>>>>>

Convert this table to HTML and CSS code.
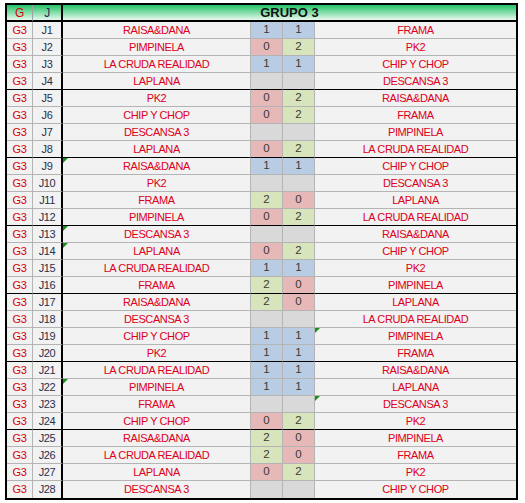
FILE: index.html
```html
<!DOCTYPE html>
<html lang="es">
<head>
<meta charset="utf-8">
<title>Grupo 3</title>
<link rel="stylesheet" href="styles.css">
</head>
<body>
<div class="sheet">
  <div class="hd g">G</div><div class="hd j">J</div><div class="hd title">GRUPO 3</div>

  <div class="c g">G3</div><div class="c j">J1</div><div class="c t1">RAISA&amp;DANA</div><div class="c s1 b">1</div><div class="c s2 b">1</div><div class="c t2">FRAMA</div>
  <div class="c g">G3</div><div class="c j">J2</div><div class="c t1">PIMPINELA</div><div class="c s1 r">0</div><div class="c s2 v">2</div><div class="c t2">PK2</div>
  <div class="c g">G3</div><div class="c j">J3</div><div class="c t1">LA CRUDA REALIDAD</div><div class="c s1 b">1</div><div class="c s2 b">1</div><div class="c t2">CHIP Y CHOP</div>
  <div class="c g e">G3</div><div class="c j e">J4</div><div class="c t1 e">LAPLANA</div><div class="c s1 n e"></div><div class="c s2 n e"></div><div class="c t2 e">DESCANSA 3</div>

  <div class="c g">G3</div><div class="c j">J5</div><div class="c t1">PK2</div><div class="c s1 r">0</div><div class="c s2 v">2</div><div class="c t2">RAISA&amp;DANA</div>
  <div class="c g">G3</div><div class="c j">J6</div><div class="c t1">CHIP Y CHOP</div><div class="c s1 r">0</div><div class="c s2 v">2</div><div class="c t2">FRAMA</div>
  <div class="c g">G3</div><div class="c j">J7</div><div class="c t1">DESCANSA 3</div><div class="c s1 n"></div><div class="c s2 n"></div><div class="c t2">PIMPINELA</div>
  <div class="c g e">G3</div><div class="c j e">J8</div><div class="c t1 e">LAPLANA</div><div class="c s1 r e">0</div><div class="c s2 v e">2</div><div class="c t2 e">LA CRUDA REALIDAD</div>

  <div class="c g">G3</div><div class="c j">J9</div><div class="c t1 m">RAISA&amp;DANA</div><div class="c s1 b">1</div><div class="c s2 b">1</div><div class="c t2">CHIP Y CHOP</div>
  <div class="c g">G3</div><div class="c j">J10</div><div class="c t1">PK2</div><div class="c s1 n"></div><div class="c s2 n"></div><div class="c t2">DESCANSA 3</div>
  <div class="c g">G3</div><div class="c j">J11</div><div class="c t1">FRAMA</div><div class="c s1 v">2</div><div class="c s2 r">0</div><div class="c t2">LAPLANA</div>
  <div class="c g e">G3</div><div class="c j e">J12</div><div class="c t1 e">PIMPINELA</div><div class="c s1 r e">0</div><div class="c s2 v e">2</div><div class="c t2 e">LA CRUDA REALIDAD</div>

  <div class="c g">G3</div><div class="c j">J13</div><div class="c t1 m">DESCANSA 3</div><div class="c s1 n"></div><div class="c s2 n"></div><div class="c t2">RAISA&amp;DANA</div>
  <div class="c g">G3</div><div class="c j">J14</div><div class="c t1 m">LAPLANA</div><div class="c s1 r">0</div><div class="c s2 v">2</div><div class="c t2">CHIP Y CHOP</div>
  <div class="c g">G3</div><div class="c j">J15</div><div class="c t1">LA CRUDA REALIDAD</div><div class="c s1 b">1</div><div class="c s2 b">1</div><div class="c t2">PK2</div>
  <div class="c g e">G3</div><div class="c j e">J16</div><div class="c t1 e">FRAMA</div><div class="c s1 v e">2</div><div class="c s2 r e">0</div><div class="c t2 e">PIMPINELA</div>

  <div class="c g">G3</div><div class="c j">J17</div><div class="c t1">RAISA&amp;DANA</div><div class="c s1 v">2</div><div class="c s2 r">0</div><div class="c t2">LAPLANA</div>
  <div class="c g">G3</div><div class="c j">J18</div><div class="c t1">DESCANSA 3</div><div class="c s1 n"></div><div class="c s2 n"></div><div class="c t2">LA CRUDA REALIDAD</div>
  <div class="c g">G3</div><div class="c j">J19</div><div class="c t1">CHIP Y CHOP</div><div class="c s1 b">1</div><div class="c s2 b">1</div><div class="c t2 m">PIMPINELA</div>
  <div class="c g e">G3</div><div class="c j e">J20</div><div class="c t1 e">PK2</div><div class="c s1 b e">1</div><div class="c s2 b e">1</div><div class="c t2 e">FRAMA</div>

  <div class="c g">G3</div><div class="c j">J21</div><div class="c t1">LA CRUDA REALIDAD</div><div class="c s1 b">1</div><div class="c s2 b">1</div><div class="c t2">RAISA&amp;DANA</div>
  <div class="c g">G3</div><div class="c j">J22</div><div class="c t1 m">PIMPINELA</div><div class="c s1 b">1</div><div class="c s2 b">1</div><div class="c t2">LAPLANA</div>
  <div class="c g">G3</div><div class="c j">J23</div><div class="c t1">FRAMA</div><div class="c s1 n"></div><div class="c s2 n"></div><div class="c t2 m">DESCANSA 3</div>
  <div class="c g e">G3</div><div class="c j e">J24</div><div class="c t1 e">CHIP Y CHOP</div><div class="c s1 r e">0</div><div class="c s2 v e">2</div><div class="c t2 e">PK2</div>

  <div class="c g">G3</div><div class="c j">J25</div><div class="c t1">RAISA&amp;DANA</div><div class="c s1 v">2</div><div class="c s2 r">0</div><div class="c t2">PIMPINELA</div>
  <div class="c g">G3</div><div class="c j">J26</div><div class="c t1">LA CRUDA REALIDAD</div><div class="c s1 v">2</div><div class="c s2 r">0</div><div class="c t2">FRAMA</div>
  <div class="c g">G3</div><div class="c j">J27</div><div class="c t1">LAPLANA</div><div class="c s1 r">0</div><div class="c s2 v">2</div><div class="c t2">PK2</div>
  <div class="c g last">G3</div><div class="c j last">J28</div><div class="c t1 last">DESCANSA 3</div><div class="c s1 n last"></div><div class="c s2 n last"></div><div class="c t2 last">CHIP Y CHOP</div>
</div>
</body>
</html>
```

FILE: styles.css
```css
html, body {
  margin: 0;
  padding: 0;
  background: #ffffff;
}

.sheet {
  margin: 3px 0 0 5px;
  width: 509px;
  border: 2px solid #000000;
  display: grid;
  grid-template-columns: 26px 30px 188px 32px 32px 201px;
  grid-auto-rows: 17px;
  font-family: "Liberation Sans", Arial, sans-serif;
  font-size: 11px;
  letter-spacing: -0.4px;
}

.hd {
  box-sizing: border-box;
  height: 17px;
  border-bottom: 2px solid #000000;
  background: linear-gradient(#22c266 0%, #8ee0af 55%, #eaf8ef 100%);
  display: flex;
  align-items: center;
  justify-content: center;
  line-height: 1;
}

.hd.g {
  color: #d40000;
  border-right: 1px solid #9aa59f;
  font-size: 12px;
}

.hd.j {
  color: #1f2a55;
  border-right: 2px solid #000000;
  font-size: 12px;
}

.hd.title {
  grid-column: 3 / span 4;
  color: #111111;
  font-weight: bold;
  font-size: 13px;
  letter-spacing: 0;
}

.c {
  position: relative;
  box-sizing: border-box;
  height: 17px;
  background: #f2f2f2;
  border-bottom: 1px solid #b4b4b4;
  display: flex;
  align-items: center;
  justify-content: center;
  line-height: 1;
  white-space: nowrap;
}

.c.e {
  border-bottom-color: #000000;
}

.c.last {
  border-bottom: none;
}

.c.g {
  color: #d40000;
  border-right: 1px solid #b4b4b4;
}

.c.j {
  color: #2b2f4a;
  border-right: 2px solid #000000;
}

.c.t1 {
  color: #dc0020;
  border-right: 1px solid #b4b4b4;
}

.c.t2 {
  color: #dc0020;
}

.c.s1, .c.s2 {
  color: #3a3a30;
  border-right: 1px solid #b4b4b4;
  letter-spacing: 0;
  font-size: 11.5px;
}

.c.b { background: #b8cce4; }
.c.r { background: #e6b8b7; }
.c.v { background: #d8e4bc; }
.c.n { background: #d9d9d9; }

.c.m::before {
  content: "";
  position: absolute;
  left: 0;
  top: 0;
  width: 0;
  height: 0;
  border-top: 5px solid #1a8f1a;
  border-right: 5px solid transparent;
}
```
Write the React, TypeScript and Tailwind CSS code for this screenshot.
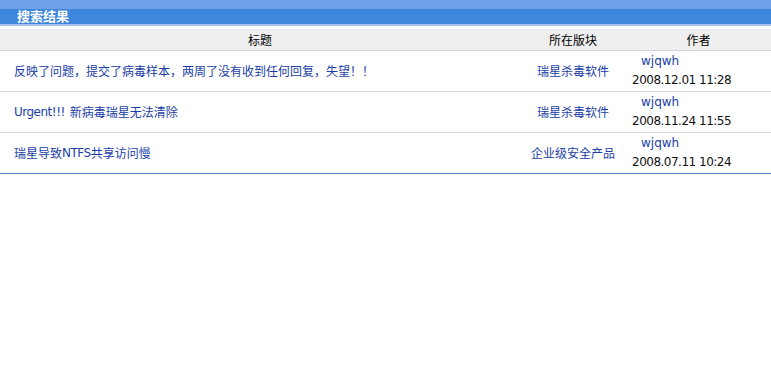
import React from "react";

const cjk = '"Noto Sans CJK SC", "DejaVu Sans", sans-serif';

type Row = {
  title: React.ReactNode;
  board: string;
  author: string;
  date: string;
};

const L = ({ children }: { children: React.ReactNode }) => (
  <span className="text-[12px] tracking-[-0.5px]" style={{ fontFamily: '"DejaVu Sans", sans-serif' }}>
    {children}
  </span>
);

const rows: Row[] = [
  {
    title: "反映了问题，提交了病毒样本，两周了没有收到任何回复，失望！！",
    board: "瑞星杀毒软件",
    author: "wjqwh",
    date: "2008.12.01 11:28",
  },
  {
    title: (
      <>
        <L>Urgent!!!</L>
        <span className="ml-[5px]">新病毒瑞星无法清除</span>
      </>
    ),
    board: "瑞星杀毒软件",
    author: "wjqwh",
    date: "2008.11.24 11:55",
  },
  {
    title: (
      <>
        瑞星导致<L>NTFS</L>共享访问慢
      </>
    ),
    board: "企业级安全产品",
    author: "wjqwh",
    date: "2008.07.11 10:24",
  },
];

export default function App() {
  return (
    <div className="w-[771px] h-[384px] bg-white overflow-hidden" style={{ fontFamily: cjk }}>
      <div className="h-[27px] bg-[linear-gradient(to_bottom,#6ca1e9_0px,#6ca1e9_9px,#3f87dc_9px,#3f87dc_24px,#a3c3ee_24px,#a3c3ee_26px,#ffffff_26px)] flex items-start">
        <span className="pl-[17px] pt-[8px] text-[13px] leading-[16px] font-bold text-white">搜索结果</span>
      </div>
      <div className="mt-[2px] border-t border-[#e4e8ee]">
        <div className="grid grid-cols-[520px_106px_1fr] h-[21px] bg-[#efefef] border-b border-[#cfd6e2] text-[12px] leading-[20px] text-black">
          <div className="text-center">标题</div>
          <div className="text-center">所在版块</div>
          <div className="text-center">作者</div>
        </div>
        {rows.map((r, i) => (
          <div
            key={i}
            className={`grid grid-cols-[520px_106px_1fr] h-[41px] border-b ${
              i === rows.length - 1 ? "border-[#4f86cc]" : "border-[#d3dbe7]"
            }`}
          >
            <div className="flex items-center pl-[14px] text-[12px] text-[#1a3ea6]">{r.title}</div>
            <div className="flex items-center justify-center text-[12px] text-[#1a3ea6]">{r.board}</div>
            <div className="flex flex-col pl-[6px] pt-[1px]" style={{ fontFamily: '"DejaVu Sans", sans-serif' }}>
              <span className="pl-[9px] text-[12px] leading-[19px] text-[#1a3ea6]">{r.author}</span>
              <span className="text-[12px] leading-[19px] tracking-[-0.5px] text-[#111]">{r.date}</span>
            </div>
          </div>
        ))}
      </div>
    </div>
  );
}
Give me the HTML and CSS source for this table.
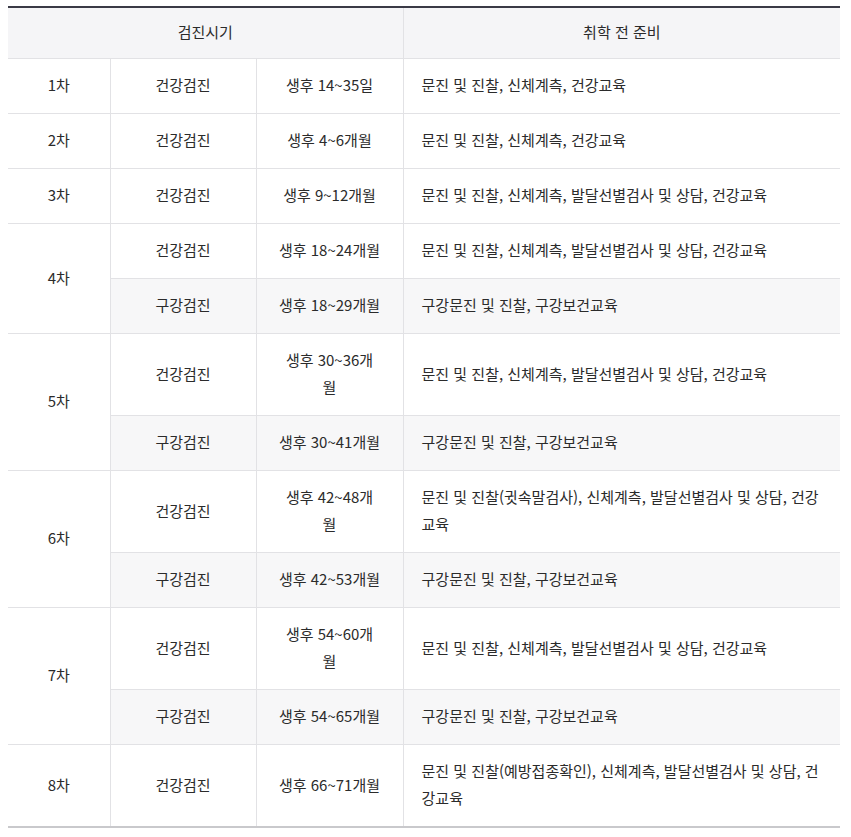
FILE: index.html
```html
<!DOCTYPE html>
<html lang="ko">
<head>
<meta charset="utf-8">
<title>검진시기</title>
<link rel="stylesheet" href="styles.css">
</head>
<body>
<table class="schedule">
  <colgroup>
    <col class="c1"><col class="c2"><col class="c3"><col class="c4">
  </colgroup>
  <thead>
    <tr><th colspan="3">검진시기</th><th>취학 전 준비</th></tr>
  </thead>
  <tbody>
    <tr><td>1차</td><td>건강검진</td><td>생후 14~35일</td><td class="desc">문진 및 진찰, 신체계측, 건강교육</td></tr>
    <tr><td>2차</td><td>건강검진</td><td>생후 4~6개월</td><td class="desc">문진 및 진찰, 신체계측, 건강교육</td></tr>
    <tr><td>3차</td><td>건강검진</td><td>생후 9~12개월</td><td class="desc">문진 및 진찰, 신체계측, 발달선별검사 및 상담, 건강교육</td></tr>
    <tr><td rowspan="2">4차</td><td>건강검진</td><td>생후 18~24개월</td><td class="desc">문진 및 진찰, 신체계측, 발달선별검사 및 상담, 건강교육</td></tr>
    <tr class="oral"><td>구강검진</td><td>생후 18~29개월</td><td class="desc">구강문진 및 진찰, 구강보건교육</td></tr>
    <tr><td rowspan="2">5차</td><td>건강검진</td><td>생후 30~36개<br>월</td><td class="desc">문진 및 진찰, 신체계측, 발달선별검사 및 상담, 건강교육</td></tr>
    <tr class="oral"><td>구강검진</td><td>생후 30~41개월</td><td class="desc">구강문진 및 진찰, 구강보건교육</td></tr>
    <tr><td rowspan="2">6차</td><td>건강검진</td><td>생후 42~48개<br>월</td><td class="desc">문진 및 진찰(귓속말검사), 신체계측, 발달선별검사 및 상담, 건강<br>교육</td></tr>
    <tr class="oral"><td>구강검진</td><td>생후 42~53개월</td><td class="desc">구강문진 및 진찰, 구강보건교육</td></tr>
    <tr><td rowspan="2">7차</td><td>건강검진</td><td>생후 54~60개<br>월</td><td class="desc">문진 및 진찰, 신체계측, 발달선별검사 및 상담, 건강교육</td></tr>
    <tr class="oral"><td>구강검진</td><td>생후 54~65개월</td><td class="desc">구강문진 및 진찰, 구강보건교육</td></tr>
    <tr><td>8차</td><td>건강검진</td><td>생후 66~71개월</td><td class="desc">문진 및 진찰(예방접종확인), 신체계측, 발달선별검사 및 상담, 건<br>강교육</td></tr>
  </tbody>
</table>
</body>
</html>
```
FILE: styles.css
```css
html, body {
  margin: 0;
  padding: 0;
  background: #ffffff;
}
body {
  padding: 6px 0 0 8px;
  font-family: "Noto Sans CJK KR", "Noto Sans", sans-serif;
  color: #2b2b2b;
  font-size: 15px;
}
.schedule {
  width: 832px;
  border-collapse: collapse;
  table-layout: fixed;
  border-top: 2px solid #3a3a46;
  border-bottom: 2px solid #c9c9cc;
}
.c1 { width: 102px; }
.c2 { width: 146px; }
.c3 { width: 147px; }
.c4 { width: 437px; }
.schedule th {
  background: #f5f5f7;
  font-weight: 400;
  line-height: 27px;
  padding: 10px 20px 13px;
  text-align: center;
  border-bottom: 1px solid #e2e2e5;
  border-left: 1px solid #e2e2e5;
}
.schedule th:first-child { border-left: none; }
.schedule td {
  line-height: 27px;
  padding: 12px 8px 15px;
  text-align: center;
  vertical-align: middle;
  border-bottom: 1px solid #e2e2e5;
  border-left: 1px solid #e2e2e5;
}
.schedule tbody tr > td:first-child[rowspan],
.schedule tbody tr:not(.oral) > td:first-child {
  border-left: none;
}
.schedule td.desc {
  text-align: left;
  padding: 12px 12px 15px 18px;
}
.schedule tr.oral td {
  background: #f7f7f8;
}
```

<<<<<

**WHAT THE TASK REQUIRES**
Return every line above in which the string "React" occurs.

**WRITTEN RESPONSE**
Write the React, TypeScript and Tailwind CSS code for this screenshot.
import React from "react";
  title: React.ReactNode;
const L = ({ children }: { children: React.ReactNode }) => (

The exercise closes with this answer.